Pasar al contenido principal

Hacia el encuentro con la Vida

Desde que nacemos, toda nuestra vida es un continuo frenesí. Primero, la velocidad de un embrión, de un feto, que crece y crece con energías insospechadas. Luego, las inquietudes de un bebé, sus lloros, su sonrisa, sus sueños y sus pataleos. Llegan en seguida los primeros pasos, la aventura de un idioma, el descubrir mil cosas nuevas, el continuo “probar” con la boca a qué sabe cada clavo, pedazo de madera o juguete de plástico. Luego, el deseo de mayor libertad, los coscorrones, el inicio del parvulario...

Así pasan meses y años entre viajes y largas horas en casa, deporte y diversiones, clases y momentos ante la televisión (o ante el plato que no acaba de ser vaciado). Pronto llega la época de las fiestas y los amigos, los deseos de ser aceptado como “adulto”, valiente y decidido, cuando en realidad el miedo al futuro y la incertidumbre de cada nueva experiencia no acaban de llenar del todo ese corazón que nació para vuelos mucho más altos.

La adolescencia es una época de contrastes y de aventuras. Uno vive en el mundo de las emociones, del primer amor, del descubrir el propio cuerpo y sus reacciones, de la incertidumbre por unos estudios que hay que escoger sin saber aún qué se quiere hacer en la vida profesional. Además, pequeños o grandes fracasos revelan que la vida no es fácil, que un aparente amigo puede ser el traidor de mis esperanzas, que aquella chica o aquel chico que decía amarme ha jugado un rato con mi ingenuidad de soñador empedernido.

Después de uno, dos, cien golpes, la “realidad” nos saca de un mundo de fantasías y nos pone ante situaciones no deseadas ni previstas. Unos adolescentes que han jugado al amor se encuentran con un embarazo indeseado. Un chico que empezó con un poco de “droga ligera” tiembla ahora por las noches cuando le falta la dosis a la que no quiso encadenarse. Un estudiante de último mes recibe la sorpresa de unas notas que no le dejarán entrar en aquella carrera por la que tanto había luchado.
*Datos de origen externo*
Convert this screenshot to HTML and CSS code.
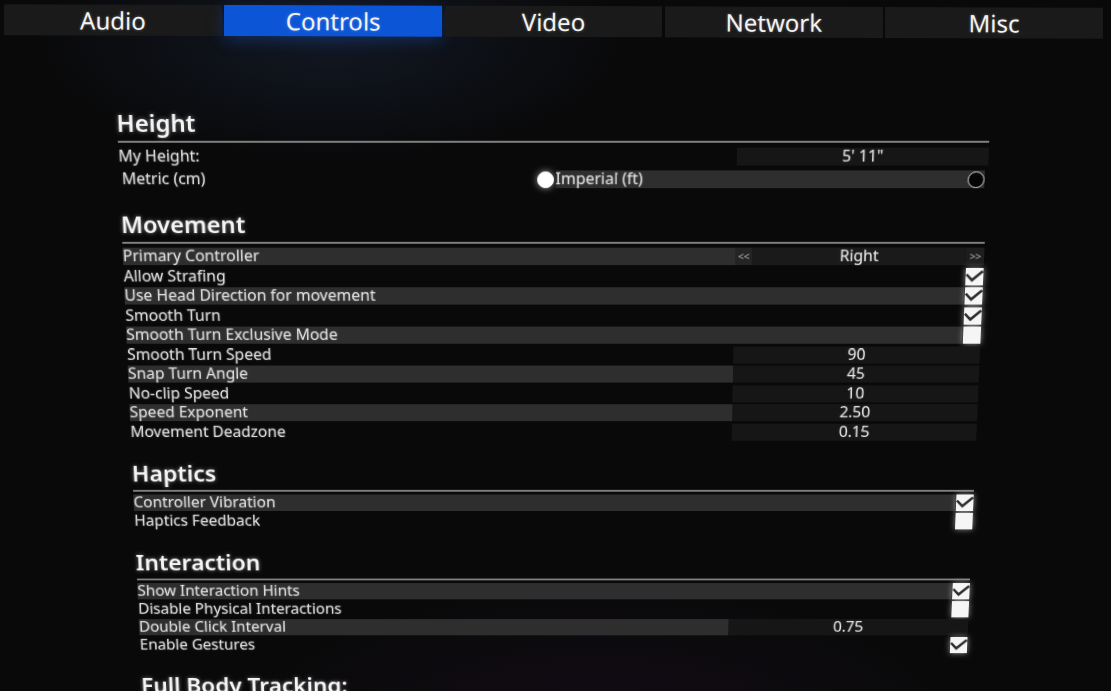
FILE: index.html
```html
<!DOCTYPE html>
<html lang="en">
<head>
<meta charset="utf-8">
<title>Settings - Controls</title>
<link rel="stylesheet" href="styles.css">
</head>
<body>
<nav class="tabs">
  <div class="tab">Audio</div>
  <div class="tab tab-active">Controls</div>
  <div class="tab">Video</div>
  <div class="tab">Network</div>
  <div class="tab">Misc</div>
</nav>

<main class="panel">
  <section class="group group-height">
    <h2 class="group-title">Height</h2>
    <div class="rule"></div>
    <div class="rows">
      <div class="row">
        <span class="label">My Height:</span>
        <span class="value">5' 11"</span>
      </div>
      <div class="row radio-row">
        <div class="option">
          <span class="label label-indent">Metric (cm)</span>
          <span class="radio radio-on"></span>
        </div>
        <div class="option option-alt">
          <span class="label">Imperial (ft)</span>
          <span class="radio"></span>
        </div>
      </div>
    </div>
  </section>

  <section class="group group-movement">
    <h2 class="group-title">Movement</h2>
    <div class="rule"></div>
    <div class="rows">
      <div class="row row-alt">
        <span class="label">Primary Controller</span>
        <span class="arrow arrow-left">&lt;&lt;</span>
        <span class="select-value">Right</span>
        <span class="arrow arrow-right">&gt;&gt;</span>
      </div>
      <div class="row">
        <span class="label">Allow Strafing</span>
        <span class="check"><svg viewBox="0 0 18 18"><path d="M1.8 7.6 L6.6 12.6 L16.4 4.2"/></svg></span>
      </div>
      <div class="row row-alt">
        <span class="label">Use Head Direction for movement</span>
        <span class="check"><svg viewBox="0 0 18 18"><path d="M1.8 7.6 L6.6 12.6 L16.4 4.2"/></svg></span>
      </div>
      <div class="row">
        <span class="label">Smooth Turn</span>
        <span class="check"><svg viewBox="0 0 18 18"><path d="M1.8 7.6 L6.6 12.6 L16.4 4.2"/></svg></span>
      </div>
      <div class="row row-alt">
        <span class="label">Smooth Turn Exclusive Mode</span>
        <span class="check"></span>
      </div>
      <div class="row">
        <span class="label">Smooth Turn Speed</span>
        <span class="value">90</span>
      </div>
      <div class="row row-alt">
        <span class="label">Snap Turn Angle</span>
        <span class="value">45</span>
      </div>
      <div class="row">
        <span class="label">No-clip Speed</span>
        <span class="value">10</span>
      </div>
      <div class="row row-alt">
        <span class="label">Speed Exponent</span>
        <span class="value">2.50</span>
      </div>
      <div class="row">
        <span class="label">Movement Deadzone</span>
        <span class="value">0.15</span>
      </div>
    </div>
  </section>

  <section class="group group-haptics">
    <h2 class="group-title">Haptics</h2>
    <div class="rule"></div>
    <div class="rows">
      <div class="row row-alt">
        <span class="label">Controller Vibration</span>
        <span class="check"><svg viewBox="0 0 18 18"><path d="M1.8 7.6 L6.6 12.6 L16.4 4.2"/></svg></span>
      </div>
      <div class="row">
        <span class="label">Haptics Feedback</span>
        <span class="check"></span>
      </div>
    </div>
  </section>

  <section class="group group-interaction">
    <h2 class="group-title">Interaction</h2>
    <div class="rule"></div>
    <div class="rows">
      <div class="row row-alt">
        <span class="label">Show Interaction Hints</span>
        <span class="check"><svg viewBox="0 0 18 18"><path d="M1.8 7.6 L6.6 12.6 L16.4 4.2"/></svg></span>
      </div>
      <div class="row">
        <span class="label">Disable Physical Interactions</span>
        <span class="check"></span>
      </div>
      <div class="row row-alt">
        <span class="label">Double Click Interval</span>
        <span class="value">0.75</span>
      </div>
      <div class="row">
        <span class="label">Enable Gestures</span>
        <span class="check"><svg viewBox="0 0 18 18"><path d="M1.8 7.6 L6.6 12.6 L16.4 4.2"/></svg></span>
      </div>
    </div>
  </section>

  <section class="group group-fbt">
    <h2 class="group-title">Full Body Tracking:</h2>
    <div class="rule"></div>
  </section>
</main>
</body>
</html>
```

FILE: styles.css
```css
html, body {
  margin: 0;
  padding: 0;
}

body {
  width: 1111px;
  height: 691px;
  overflow: hidden;
  background:
    radial-gradient(ellipse 420px 170px at 330px 40px, rgba(38, 58, 92, 0.30), rgba(38, 58, 92, 0) 70%),
    radial-gradient(ellipse 520px 220px at 600px 740px, rgba(48, 20, 52, 0.28), rgba(48, 20, 52, 0) 70%),
    #09090a;
  font-family: "Noto Sans", "Open Sans", sans-serif;
  color: #e0e0e0;
}

/* ---------- tabs ---------- */
.tabs {
  display: flex;
  gap: 2.5px;
  width: 1099px;
  margin: 6px 0 0 4px;
  transform: rotate(0.18deg);
}

.tab {
  flex: 1;
  height: 31px;
  line-height: 31px;
  text-align: center;
  background: #1a1a1a;
  font-size: 24px;
  color: #f2f2f2;
  text-shadow: 0 0 3px rgba(255, 255, 255, 0.35);
}

.tab-active {
  background: #0b55d6;
  box-shadow: 0 4px 16px rgba(30, 90, 210, 0.35);
}

/* ---------- settings panel ---------- */
.panel {
  width: 875px;
  margin: 63px 0 0 116px;
  padding-top: 9px;
  transform-origin: 50% 0;
  transform: perspective(400px) rotateX(-2.29deg);
}

.group-title {
  margin: 0 0 0 -0.5px;
  font-size: 24px;
  line-height: 28px;
  font-weight: 600;
  color: #f4f4f4;
  white-space: nowrap;
  text-shadow: 0 0 4px rgba(255, 255, 255, 0.45);
}

.rule {
  height: 2px;
  margin-top: 4px;
  background: #808080;
}

.rows {
  display: flex;
  flex-direction: column;
}

.group-height { margin-bottom: 23px; }
.group-height .rows { padding-top: 4.5px; gap: 5.5px; }

.group-movement { margin-bottom: 21.5px; }
.group-movement .rows { padding-top: 4px; gap: 2.5px; }

.group-haptics { margin-bottom: 22.5px; }
.group-haptics .rows { padding-top: 3px; gap: 1.8px; }

.group-interaction { margin-bottom: 22px; }
.group-interaction .rows { padding-top: 3px; gap: 2px; }

/* ---------- rows ---------- */
.row {
  display: flex;
  align-items: stretch;
  height: 18px;
  font-size: 16px;
}

.label {
  flex: 1;
  min-width: 0;
  line-height: 17px;
  white-space: nowrap;
  color: #dedede;
  text-shadow: 0 0 2px rgba(255, 255, 255, 0.35);
}

.label-indent {
  padding-left: 2.5px;
}

.row-alt .label {
  background: #2e2e2e;
}

.value {
  width: 253px;
  flex: none;
  background: #161616;
  text-align: center;
  line-height: 17px;
  color: #e4e4e4;
  text-shadow: 0 0 2px rgba(255, 255, 255, 0.3);
}

.arrow {
  flex: none;
  background: #242424;
  font-size: 11px;
  line-height: 18px;
  text-align: center;
  color: #b0b0b0;
  letter-spacing: -0.5px;
}

.arrow-left { width: 17px; }
.arrow-right { width: 18px; background: #1e1e1e; }

.select-value {
  width: 218px;
  flex: none;
  background: #1a1a1a;
  text-align: center;
  line-height: 17px;
  color: #e4e4e4;
  text-shadow: 0 0 2px rgba(255, 255, 255, 0.3);
}

.check {
  flex: none;
  width: 18px;
  height: 18px;
  margin-left: 1px;
  background: #f5f5f5;
  box-shadow: 0 0 6px rgba(255, 255, 255, 0.55);
}

.check svg {
  display: block;
  width: 18px;
  height: 18px;
}

.check path {
  fill: none;
  stroke: #2c2c2c;
  stroke-width: 2.6;
  stroke-linecap: square;
  stroke-linejoin: miter;
}

/* ---------- radio row ---------- */
.radio-row {
  display: grid;
  grid-template-columns: 438px 432px;
  column-gap: 1.5px;
}

.option {
  display: flex;
  align-items: center;
}

.option .label {
  align-self: stretch;
  line-height: 17.6px;
}

.option-alt {
  background: #2e2e2e;
}

.radio {
  flex: none;
  width: 17px;
  height: 17px;
  box-sizing: border-box;
  border-radius: 50%;
  border: 1.5px solid #dcdcdc;
  background: #050505;
}

.radio-on {
  background: #ffffff;
  border-color: #ffffff;
  box-shadow: 0 0 7px rgba(255, 255, 255, 0.6);
}
```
Algunos sucumben ante tanta incertidumbre y tanta prueba. O prefieren cerrar los ojos y subir el volumen de la música favorita. Otros se encierran en una computadora y buscan, con los chats, nuevas emociones. No falta quien se abandona a la desesperanza: ya no encuentra ningún sentido a su corta vida.

No todos pasan por tragos tan amargos. Hay quienes han acogido el cariño y los consejos de padres prudentes y cercanos, sin ser opresivos, y con ellos afrontan cada nueva situación. Otros han abierto a tiempo un Evangelio y se han dado cuenta de que el camino de la perdición es fácil, mientras el camino de la vida, del amor, de la única victoria (que Dios da a quien la pide), pasa por el sacrificio, por el decir que no a ese cigarrillo o a un paseo a solas con quien amo que puede terminar donde al inicio no queríamos.

Es un camino difícil, pero con premios inmensos, maravillosos, como lo son las palabras de Cristo, que es (Él mismo nos lo dijo) “camino, verdad y vida”. Es un camino ofrecido a todos. La semilla cae en muchos campos. Algunos, con buena tierra y corazón atento, pasan a través de las tormentas de la vida y construyen alianzas llenas de esperanza. Otros viven entre zarzas, pero no por ello han sido excluidos de la siembra. Quizá lleguen más tarde, quizá tengan que pasar por muchas pruebas, quizá sólo tras un accidente pensarán que la vida no es un juego, que hay valores más importantes que la risa fácil de diversiones buscadas en exceso.

Tras las heridas se ofrece el amor que perdona y que sana. Desesperar no es posible en quien conoce a Cristo, en quien ha visto lo mucho que nos ama. Hoy se acerca, con respeto, a millones de seres humanos, jóvenes, adultos o ya ancianos. Muchos, sin ruido, sin fotos ni reporteros, empiezan a dar un paso decisivo hacia el encuentro con la Vida.